Take CKB as an example. SoV Users use the native asset CKB token as a means of value storage, while Utility Users use Cell to store status. SoV Users are averse to the price dilution caused by CKB token inflation, while Utility Users must pay miners for state storage fees, which are proportional to the duration and space occupied by data storage.

We will continue to issue new CKB tokens in the network to create a fixed inflation rate and pay it to miners, which is equivalent to diluting the value of the tokens in the hands of Utility Users (this is the "secondary issuance" of one of the three issuance modes in the CKB economic model, which issues 1.344 billion CKB tokens every year. For details, please refer to "Interpretation of Stable++: RGB++ Layer's First Stablecoin Protocol Officially Set Sail").

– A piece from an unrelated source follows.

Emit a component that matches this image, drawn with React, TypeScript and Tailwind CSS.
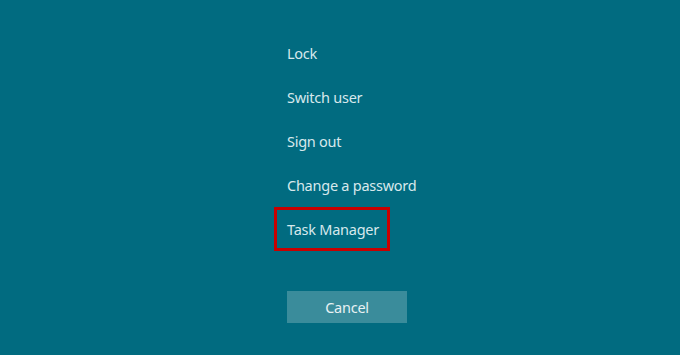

In this process, the assets of SoV users are also diluted, so we can give them a certain subsidy to offset the inflation loss (this is the later NervosDAO share). In other words, the benefits that miners get from CKB inflation are actually only paid by Utility Users. We will soon issue a CKB token economic paper, in which related issues will be explained in detail.

Based on such a token economic design, miners can get paid even if there is no transaction activity on the CKB chain, and then we can be compatible with any "value storage layer" or Layer2. In summary, we solve the Layer1 hunger problem through intentional fixed inflation.

3. Lack of cryptographic primitives

Users need different cryptographic primitives to use different encryption methods or different signature algorithms, such as Schnorr, BLS, etc.

If you want to be a Layer1 blockchain, you must consider how to interoperate with Layer2. Some people in the Ethereum community have proposed to use ZK or Plasma to implement Layer2, but if there are no ZK-related primitives, how can you complete verification on Layer1?

In addition, Layer1 also needs to consider interoperability with other Layer1s. Using Ethereum as an example, some people asked the Ethereum team to precompile the Blake2b hash function into EVM-compatible opcodes. The purpose of this proposal is to bridge Zcash and Ethereum so that users can trade between the two. Although the above proposal was proposed two years ago, it has not been implemented until now. The reason is the lack of corresponding cryptographic primitives, which has seriously hindered the development of Layer1.

To solve this problem, CKB built a highly abstract virtual machine, CKB-VM, which is completely different from the Bitcoin virtual machine and EVM. For example, Bitcoin has a dedicated OP_CHECKSIG opcode for verifying secp256k1 signatures in Bitcoin transactions. In CKB-VM, secp256k1 signatures do not require special processing, and only user-defined scripts or smart contracts are required for verification.

CKB also uses secp256k1 as its default signature algorithm, but it runs in CKB-VM instead of as a hard-coded cryptographic primitive.

The original intention of CKB to build a virtual machine is that running cryptographic primitives in other virtual machines such as EVM is very slow, so this situation needs to be improved. The verification of a single secp256k1 signature in EVM takes about 9 milliseconds, while using the same algorithm to calculate in CKB-VM, it takes only 1 millisecond, which is nearly ten times the efficiency improvement.

So the value of CKB-VM is that users can now customize cryptographic primitives in it, and most of them can be compatible with CKB-VM, because CKB-VM uses the RISC-V instruction set, and any language compiled by GCC (GNU Compiler Collectio, a widely used compiler collection) can run on CKB.

In addition, the high compatibility of CKB-VM also improves the security of CKB. As developers always say, "Don't implement your own version of crypto algorithms, you will always do it wrong", self-defined cryptographic algorithms often bring unforeseen security risks.

To sum up, the CKB network uses various methods to solve the three problems faced by the L1 network that I mentioned. This is why CKB can be called a qualified Layer 1 network.